_Required work_
Using the listing below, give again exactly the lines from the line with "Output the component" to the line with "const MAX_PHOTOS = 5;", inclusive, without the pictures.

_Collected data entries_

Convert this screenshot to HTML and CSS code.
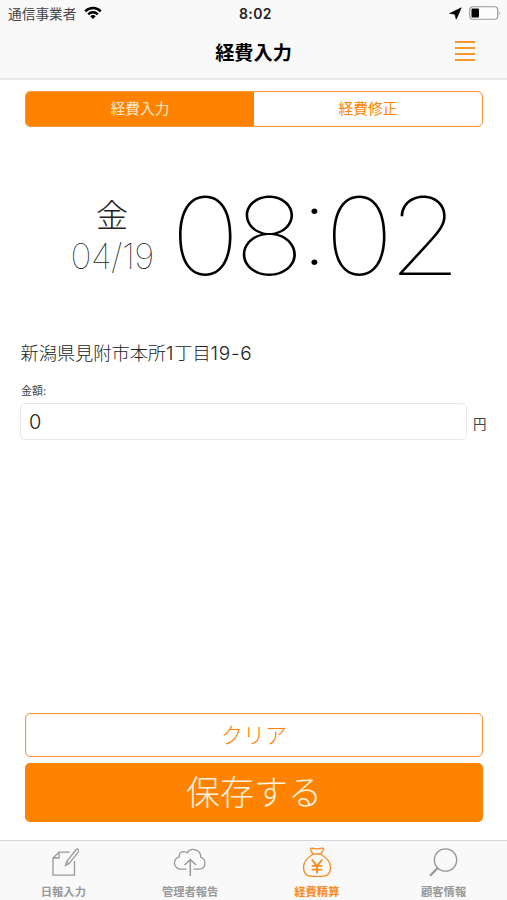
FILE: index.html
```
<!DOCTYPE html>
<html lang="ja">
<head>
<meta charset="utf-8">
<title>経費入力</title>
<link rel="stylesheet" href="styles.css">
</head>
<body>
<header class="header">
  <div class="status">
    <div class="carrier"><span>通信事業者</span>
      <svg width="18" height="14" viewBox="0 0 18 14" fill="none" stroke="#000" stroke-width="2.4"><path d="M1.200 5.300a11 11 0 0 1 15.600 0M4.200 8.300a6.800 6.800 0 0 1 9.600 0"/><path d="M9 13l-2.700-2.700a3.800 3.800 0 0 1 5.400 0z" fill="#000" stroke="none"/></svg>
    </div>
    <div class="clock">8:02</div>
    <div class="indicators">
      <svg width="13" height="13" viewBox="0 0 13 13"><path d="M12.300.8L7.200 12.300 5.900 7.200.6 6.400z" stroke="#000" stroke-width=".6"/></svg>
      <svg width="32" height="14" viewBox="0 0 32 14"><rect x=".75" y=".75" width="28" height="12.500" rx="3.200" fill="#fcfcfc" stroke="#999" stroke-width="1.200"/><rect x="2.500" y="2.500" width="7.500" height="9" rx="1"/><path d="M30 5q1.800 2 0 4z" fill="#999"/></svg>
    </div>
  </div>
  <div class="navbar">
    <h1>経費入力</h1>
    <button class="menu" aria-label="メニュー"><i></i><i></i><i></i><i></i></button>
  </div>
</header>
<main>
  <div class="segments"><button class="on">経費入力</button><button>経費修正</button></div>
  <section class="datetime">
    <div class="date"><span class="weekday">金</span><span class="day">04/19</span></div>
    <div class="time"><div>08<span class="colon">:</span>02</div></div>
  </section>
  <p class="address">新潟県見附市本所<b>1</b>丁目<b>19-6</b></p>
  <div class="label">金額:</div>
  <div class="amount"><div class="field">0</div><span>円</span></div>
  <div class="actions"><button class="clear">クリア</button><button class="save">保存する</button></div>
</main>
<nav class="tabs">
  <a class="tab">
    <svg width="32" height="32" viewBox="0 0 32 32"><path d="M22.500 5.200H12L6 11V28.200H27.500V14M12 5.200V11H6"/><path d="M18.500 18.500l1-3.700L29.200 2.500q1-1 2 0t.2 2.300L21.900 16.800zM19.500 14.800l2.400 2"/></svg>
    <span>日報入力</span></a>
  <a class="tab">
    <svg width="34" height="32" viewBox="0 0 34 32"><path d="M13.500 22.200H8a6.300 6.300 0 0 1-1.800-12.400Q6 4.500 11 4.600q1.800.1 3 1.200a7.500 7.500 0 0 1 13.700 4.600A6.100 6.100 0 0 1 27 22.200h-6.500"/><path d="M17.300 29V12.500M11.500 18l5.800-5.500 5.800 5.500" stroke-width="1.500"/></svg>
    <span>管理者報告</span></a>
  <a class="tab active">
    <svg width="32" height="32" viewBox="0 0 32 32"><path d="M12 7L9.700 3.200Q9 1.200 11 1.100q5 1.600 10.200 0 2 .2 1 2.200L19.700 7zM12 7.200Q2.500 12.800 2.500 20.500q0 8.800 9 8.900h9q9-.1 9-8.900 0-7.700-9.800-13.300"/><path d="M10.800 12.500l5.200 6.800 5.200-6.800M16 19v7.200M10.700 18.900h10.600M10.700 22.600h10.600" stroke-width="1.900"/></svg>
    <span>経費精算</span></a>
  <a class="tab">
    <svg width="32" height="32" viewBox="0 0 32 32"><circle cx="17.500" cy="13" r="11.200"/><path d="M9.500 21.200l-7.500 7.600" stroke-width="2.300"/></svg>
    <span>顧客情報</span></a>
</nav>
</body>
</html>
```
FILE: styles.css
```
* { box-sizing: border-box; }
body {
  margin: 0;
  height: 900px;
  display: flex;
  flex-direction: column;
  overflow: hidden;
  background: #fff;
  color: #222;
  font-family: Inter, "Noto Sans CJK JP", sans-serif;
}
button {
  margin: 0;
  padding: 0;
  border: 0;
  background: none;
  color: #ff8200;
  font-family: inherit;
}
.header {
  height: 80px;
  background: #f9f9f9;
  border-bottom: 2px solid #e8e8e8;
}
.status {
  height: 28px;
  display: grid;
  grid-template-columns: 1fr auto 1fr;
  align-items: center;
  padding: 0 6px 0 8px;
}
.carrier { display: flex; align-items: center; gap: 8px; font-size: 13.700px; line-height: 28px; color: #444; }
.carrier svg { margin-top: -2px; }
.clock { font-size: 14px; font-weight: 600; letter-spacing: .4px; color: #222; margin: -1px 0 0 2px; }
.indicators { display: flex; justify-content: flex-end; align-items: center; gap: 7px; margin-top: -2px; }
.navbar { height: 48px; display: grid; grid-template-columns: 1fr auto 1fr; align-items: center; }
.navbar h1 { grid-column: 2; margin: 2px 0 0; font-size: 19.200px; line-height: 28px; font-weight: 700; color: #000; }
.menu { justify-self: end; width: 20px; margin: -2px 32px 0 0; display: grid; gap: 3.700px; }
.menu i { height: 2px; background: #f89632; }
main { flex: 1; display: flex; flex-direction: column; }
.segments {
  height: 36px;
  margin: 11px 24px 0 25px;
  display: flex;
  border: 1.500px solid #fb9636;
  border-radius: 5px;
  overflow: hidden;
  box-shadow: inset 0 0 1px #fb9636;
}
.segments button { flex: 1; font-size: 14.700px; line-height: 33px; padding-top: 1px; }
.segments .on { background: #ff8200; color: #ffe8cc; }
.datetime { display: flex; height: 90px; margin: 63px 0 0 70px; }
.date { width: 84px; display: flex; flex-direction: column; align-items: center; }
.weekday { font-size: 32px; line-height: 48px; font-weight: 300; margin-top: 2px; }
.day { font-size: 35.500px; line-height: 34px; font-weight: 100; letter-spacing: -.7px; margin-top: 0; }
.time {
  width: 292px;
  margin-left: 13px;
  display: flex;
  justify-content: center;
  font-size: 108px;
  line-height: 92px;
  font-weight: 100;
  letter-spacing: -5.400px;
  color: #000;
  transform: scaleX(1.09);
}
.colon { display: inline-block; transform: translateY(-10px); }
.address { margin: 60px 0 0 20.500px; font-size: 18.200px; line-height: 26px; font-weight: 300; }
.address b { font-weight: 300; font-size: 19px; letter-spacing: .7px; }
.label { margin: 16px 0 0 21px; font-size: 11px; line-height: 16px; color: #444; }
.amount { display: flex; align-items: center; margin: 4px 20px 0; font-size: 13.500px; gap: 6px; }
.field { width: 447px; height: 37px; padding-left: 8px; border: 1px solid #e9e9e9; border-radius: 5px; font-size: 20px; line-height: 36px; font-weight: 300; }
.amount span { margin-top: 3px; color: #444; }
.actions { display: grid; gap: 6px; margin: auto 24px 18px 25px; }
.actions button { border-radius: 5px; font-weight: 300; }
.actions .clear { height: 44px; border: 1.500px solid #fb9636; box-shadow: inset 0 0 1px #fb9636; font-size: 22px; line-height: 40px; }
.actions .save { height: 59px; background: #ff8200; color: #fff3df; font-size: 34px; line-height: 58px; }
.tabs { height: 60px; display: grid; grid-template-columns: repeat(4, 1fr); border-top: 1px solid #d8d8d8; background: #f9f9f9; }
.tab { display: flex; flex-direction: column; align-items: center; color: #999; padding-top: 6px; }
.tab svg { fill: none; stroke: currentColor; stroke-width: 1.300; flex: none; }
.tab span { font-size: 11.300px; line-height: 16px; font-weight: 700; margin-top: 5px; }
.tabs .active { color: #fc8a1c; }
```
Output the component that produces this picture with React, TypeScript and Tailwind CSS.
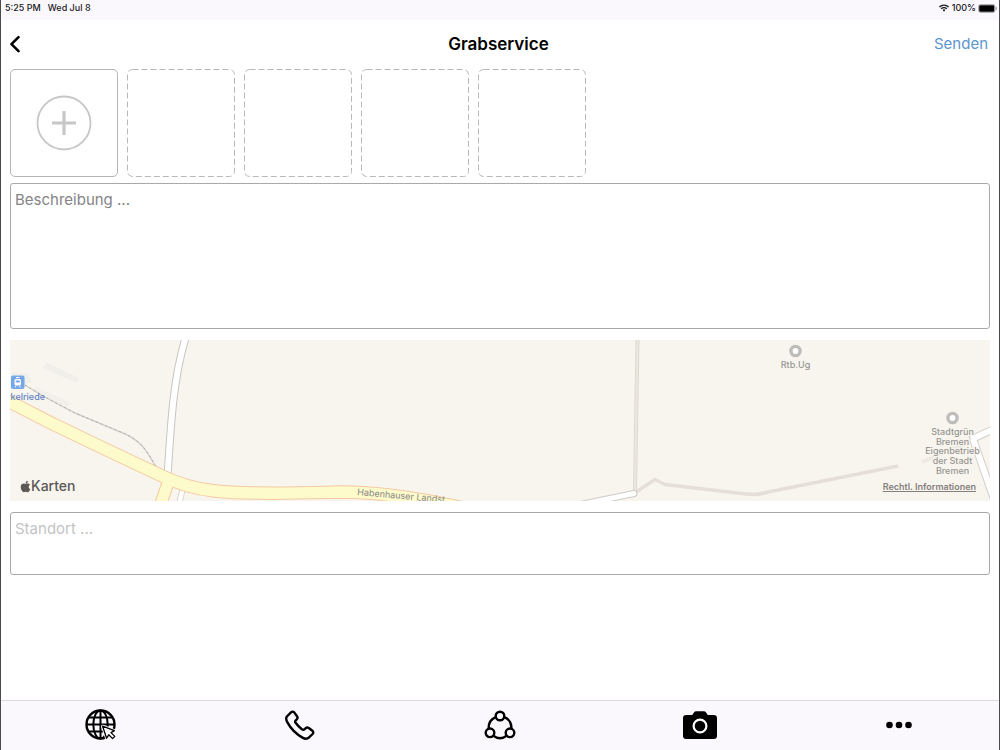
import React, { useState } from 'react';
import { FaApple } from 'react-icons/fa';

const MAX_PHOTOS = 5;

const WifiIcon = () => (
  <svg viewBox="0 0 12 9" className="w-3 h-2" fill="none" stroke="#1a1a1c" strokeWidth="1.6">
    <path d="M0.8 3.4C3.8 0.5 8.2 0.5 11.2 3.4" />
    <path d="M2.8 5.4C4.6 3.6 7.4 3.6 9.2 5.4" />
    <path d="M4.4 6.6C5.4 5.8 6.6 5.8 7.6 6.6L6 8.6Z" fill="#1a1a1c" stroke="none" />
  </svg>
);

const BatteryIcon = () => (
  <svg viewBox="0 0 19 9" className="w-[19px] h-[9px]">
    <rect x="0.5" y="0.5" width="16.5" height="8" rx="2" fill="none" stroke="#9a9a9c" strokeWidth="0.8" />
    <rect x="1.2" y="1.2" width="15.1" height="6.6" rx="1.2" fill="#000" />
    <path d="M18.2 3.2v2.6" stroke="#8a8a8c" strokeWidth="1" />
  </svg>
);

const GlobeIcon = () => (
  <svg viewBox="0 0 32 32" className="w-8 h-8" fill="none" stroke="#000" strokeWidth="2">
    <circle cx="15.5" cy="15.5" r="14" strokeWidth="2.4" />
    <ellipse cx="15.5" cy="15.5" rx="7.2" ry="14" />
    <path d="M15.500 1.500v28M1.500 15.500h28M3.900 8.500h23.200M3.900 22.500h23.200" />
    <path
      d="M17.600 17.200L29.400 21.600L26 23.600L29.800 27.400L27.600 29.600L23.800 25.800L21.600 29.200Z"
      fill="#fff"
      stroke="#fff"
      strokeWidth="3"
      strokeLinejoin="round"
    />
    <path
      d="M17.600 17.200L29.400 21.600L26 23.600L29.800 27.400L27.600 29.600L23.800 25.800L21.600 29.200Z"
      fill="#fff"
      strokeWidth="1.3"
      strokeLinejoin="round"
    />
  </svg>
);

const PhoneIcon = () => (
  <svg viewBox="0 0 30 30" className="w-[30px] h-[30px]" fill="none" stroke="#000" strokeWidth="2.4" strokeLinejoin="round">
    <path d="M1.9 6.5L6 2.4C7 1.4 8.3 1.4 9.2 2.4L12 6.2C12.8 7.3 12.6 8.4 11.8 9.3L10.6 10.5C10 11.3 10 12 10.6 12.8C12.3 15.2 14.8 17.7 17.2 19.4C18 20 18.7 20 19.5 19.4L20.7 18.2C21.6 17.4 22.7 17.3 23.8 18L27.4 20.8C28.4 21.6 28.5 23 27.6 24L23.8 27.6C22.5 28.8 20 29 17.5 27.6C11 24 5.8 18.6 2.4 12.4C1.2 10.2 0.9 7.8 1.9 6.5Z" />
  </svg>
);

const NetworkIcon = () => (
  <svg viewBox="0 0 32 30" className="w-8 h-[30px]" fill="none" stroke="#000" strokeWidth="2.4">
    <circle cx="16" cy="6" r="4.3" />
    <circle cx="6" cy="22.8" r="4.3" />
    <circle cx="26" cy="22.8" r="4.3" />
    <path d="M11.8 7.2C6.8 9.2 4.4 13.4 4.6 18.6" />
    <path d="M20.2 7.2C25.2 9.2 27.6 13.4 27.4 18.6" />
    <path d="M9.6 25.8C13.4 29 18.6 29 22.4 25.8" />
  </svg>
);

const CameraIcon = () => (
  <svg viewBox="0 0 34 28" className="w-[34px] h-7">
    <path
      d="M3 4H9.2L11 1.4C11.5 0.6 12.2 0.2 13 0.2H21C21.8 0.2 22.5 0.6 23 1.4L24.8 4H31C32.8 4 34 5.2 34 7V25C34 26.8 32.8 28 31 28H3C1.2 28 0 26.8 0 25V7C0 5.2 1.2 4 3 4Z"
      fill="#000"
    />
    <circle cx="17" cy="15" r="6.4" fill="none" stroke="#fff" strokeWidth="2.2" />
  </svg>
);

const MoreIcon = () => (
  <svg viewBox="0 0 26 8" className="w-[26px] h-2">
    <circle cx="3.5" cy="4" r="3.3" />
    <circle cx="13" cy="4" r="3.3" />
    <circle cx="22.5" cy="4" r="3.3" />
  </svg>
);

const tabs = [
  { label: 'Web', icon: <GlobeIcon /> },
  { label: 'Anrufen', icon: <PhoneIcon /> },
  { label: 'Netzwerk', icon: <NetworkIcon /> },
  { label: 'Kamera', icon: <CameraIcon /> },
  { label: 'Mehr', icon: <MoreIcon /> },
];

const mainRoad = 'M-8 58L0 62L43 84L95 109L150 135C168 144 185 149 205 151C240 155 290 153 330 152C370 152 415 159 462 170';
const railway = 'M15 45L33 56L65 73L108 91C130 99 136 109 146 127';
const farmRoad = 'M175.5 -2C164 36 161 78 157.5 138';

const mapLabel = {
  fontSize: 9,
  fontWeight: 500,
  textAnchor: 'middle' as const,
  fill: '#979591',
  stroke: '#f8f5ef',
  strokeWidth: 2,
  paintOrder: 'stroke',
};

function MapView() {
  return (
    <div className="relative h-[161px] mt-[11px] overflow-hidden bg-[#f8f5ef]">
      <svg
        viewBox="0 0 980 161"
        preserveAspectRatio="xMidYMid slice"
        className="block w-full h-full font-['Inter','Liberation_Sans',sans-serif]"
        fill="none"
      >
        {/* Gebäude */}
        <path d="M36 22L69 38L66 43L33 28ZM26 47L61 63L58 67L24 52ZM0 33H17L22 42L14 44Z" fill="#f1efea" />

        {/* Wege */}
        <path d="M627.5 0L625 151" stroke="#dcd9d0" strokeWidth="4" />
        <path d="M627.5 0L625 151" stroke="#ebe8de" strokeWidth="2" />
        <path
          d="M626 152L645 139.5L655 144.5L736 154C744 155 750 154.5 758 152L888 126"
          stroke="#e5dfd7"
          strokeWidth="3.5"
          strokeLinejoin="round"
        />
        <path d="M912 122L962 101" stroke="#eeeae2" strokeWidth="4" />

        {/* Nebenstraßen */}
        <path d="M573 164L624 153.5" stroke="#cfcbc8" strokeWidth="7" strokeLinecap="round" />
        <path d="M984 89L960 100M963 99L985 162" stroke="#d3cfcb" strokeWidth="8" />
        <path d={farmRoad} stroke="#c9c6c2" strokeWidth="8" />
        <path d="M173 148L169 164" stroke="#d3cfcb" strokeWidth="6" />
        <path d="M573 164L624 153.5" stroke="#fff" strokeWidth="5" strokeLinecap="round" />
        <path d="M984 89L961 99.5M963 99L985 162" stroke="#fff" strokeWidth="6" />
        <path d={farmRoad} stroke="#fff" strokeWidth="6" />
        <path d="M173 148L169 164" stroke="#fff" strokeWidth="4.5" />

        {/* Bahnlinie */}
        <path d={railway} stroke="#d2cfcb" strokeWidth="1.4" />
        <path d={railway} stroke="#b0aeab" strokeWidth="1" strokeDasharray="2 3" />

        {/* Hauptstraße */}
        <path d="M159 140L150 166" stroke="#f5c8a0" strokeWidth="13" />
        <path d={mainRoad} stroke="#f5c8a0" strokeWidth="13.5" />
        <path d="M159 140L150 166" stroke="#fdfacb" strokeWidth="11" />
        <path d={mainRoad} stroke="#fdfacb" strokeWidth="11.5" />
        <text x="347" y="155" fontSize="9" fill="#8a8986" transform="rotate(5 347 155)">
          Habenhauser Landst
        </text>

        {/* Haltestelle */}
        <rect x="1" y="35.5" width="13.5" height="13.5" rx="2" fill="#73a7e8" />
        <rect x="4.5" y="39" width="6.5" height="6.5" rx="1.5" fill="#fff" />
        <path d="M6 37.5h3.5M5 47.5l1-1.5M10.5 47.5l-1-1.5" stroke="#fff" />
        <path d="M5.8 41.5h4" stroke="#73a7e8" strokeWidth="2" />
        <text x="35" y="60" fontSize="9" fontWeight="500" fill="#6383c4" textAnchor="end">
          kelriede
        </text>

        <circle cx="785.5" cy="11" r="4.6" stroke="#bfbdba" strokeWidth="3.4" fill="#fff" />
        <text x="785.5" y="28" style={mapLabel}>Rtb.Ug</text>

        <circle cx="942.5" cy="78" r="4.6" stroke="#bfbdba" strokeWidth="3.4" fill="#fff" />
        <text style={mapLabel}>
          <tspan x="942.5" y="95">Stadtgrün</tspan>
          <tspan x="942.5" y="105">Bremen</tspan>
          <tspan x="942.5" y="114">Eigenbetrieb</tspan>
          <tspan x="942.5" y="124">der Stadt</tspan>
          <tspan x="942.5" y="134">Bremen</tspan>
        </text>
      </svg>
      <span className="absolute left-2.5 bottom-1.5 flex items-center text-sm leading-[18px] font-medium text-[#5b5856]">
        <FaApple className="w-[11px] h-[13px]" />
        Karten
      </span>
      <a href="#legal" className="absolute right-3.5 bottom-2 text-[9px] leading-3 font-semibold text-[#85807c] underline">
        Rechtl. Informationen
      </a>
    </div>
  );
}

function App() {
  const [description, setDescription] = useState('');
  const [location, setLocation] = useState('');

  return (
    <div className="min-h-screen flex flex-col bg-white border-x border-[#4a4a4c] font-['Inter','Liberation_Sans',sans-serif]">
      {/* Statusleiste */}
      <div className="h-5 pl-1 pr-0.5 pb-1 flex items-center justify-between bg-[#faf8fc] text-[9px] font-medium text-[#1a1a1c]">
        <div className="flex gap-[7px]">
          <span>5:25 PM</span>
          <span>Wed Jul 8</span>
        </div>
        <div className="flex items-center gap-0.5">
          <WifiIcon />
          <span>100%</span>
          <BatteryIcon />
        </div>
      </div>

      <header className="h-12 pl-2 pr-[11px] grid grid-cols-[1fr_auto_1fr] items-center">
        <button aria-label="Zurück" className="justify-self-start">
          <svg viewBox="0 0 12 18" className="w-3 h-[18px]" fill="none" stroke="#000" strokeWidth="2.6" strokeLinecap="round" strokeLinejoin="round">
            <path d="M9.5 2.2L2.5 9.2L9.5 16.2" />
          </svg>
        </button>
        <h1 className="text-[17px] leading-6 font-semibold text-black">Grabservice</h1>
        <button className="justify-self-end text-[15px] leading-6 text-[#5b95d0]">Senden</button>
      </header>

      <main className="flex-1 flex flex-col px-[9px] pt-px">
        {/* Fotos */}
        <div className="flex gap-[9px]">
          <button
            aria-label="Foto hinzufügen"
            className="w-[108px] h-[108px] flex items-center justify-center border border-[#b5b5b7] rounded-[5px]"
          >
            <svg viewBox="0 0 56 56" className="w-14 h-14" fill="none" stroke="#c8c6c7">
              <circle cx="28" cy="28" r="26.5" strokeWidth="1.8" />
              <path d="M28 16v24M16 28h24" strokeWidth="3.2" />
            </svg>
          </button>
          {Array.from({ length: MAX_PHOTOS - 1 }, (_, i) => (
            <div key={i} className="w-[108px] h-[108px]">
              <svg viewBox="0 0 108 108" className="w-full h-full" fill="none" stroke="#b9b7b9">
                <rect x="0.5" y="0.5" width="107" height="107" rx="5" strokeDasharray="6 3" />
              </svg>
            </div>
          ))}
        </div>

        <textarea
          aria-label="Beschreibung"
          placeholder="Beschreibung ..."
          value={description}
          onChange={e => setDescription(e.target.value)}
          className="block w-full h-[146px] mt-1.5 px-1 py-1 text-[15px] leading-6 text-black border border-[#a9a9ab] rounded-[3px] resize-none placeholder:text-[#858487]"
        />

        <MapView />

        <textarea
          aria-label="Standort"
          placeholder="Standort ..."
          value={location}
          onChange={e => setLocation(e.target.value)}
          className="block w-full h-[63px] mt-[11px] px-1 py-1 text-[15px] leading-6 text-black border border-[#a9a9ab] rounded-[3px] resize-none placeholder:text-[#c4c3c6]"
        />
      </main>

      <nav className="h-[50px] pb-px grid grid-cols-5 bg-[#faf8fc] border-t border-[#dcdadd]">
        {tabs.map(tab => (
          <button key={tab.label} aria-label={tab.label} className="flex items-center justify-center">
            {tab.icon}
          </button>
        ))}
      </nav>
    </div>
  );
}

export default App;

_Complete response_
Output the component that produces this picture with React, TypeScript and Tailwind CSS.
import React, { useState } from 'react';
import { FaApple } from 'react-icons/fa';

const MAX_PHOTOS = 5;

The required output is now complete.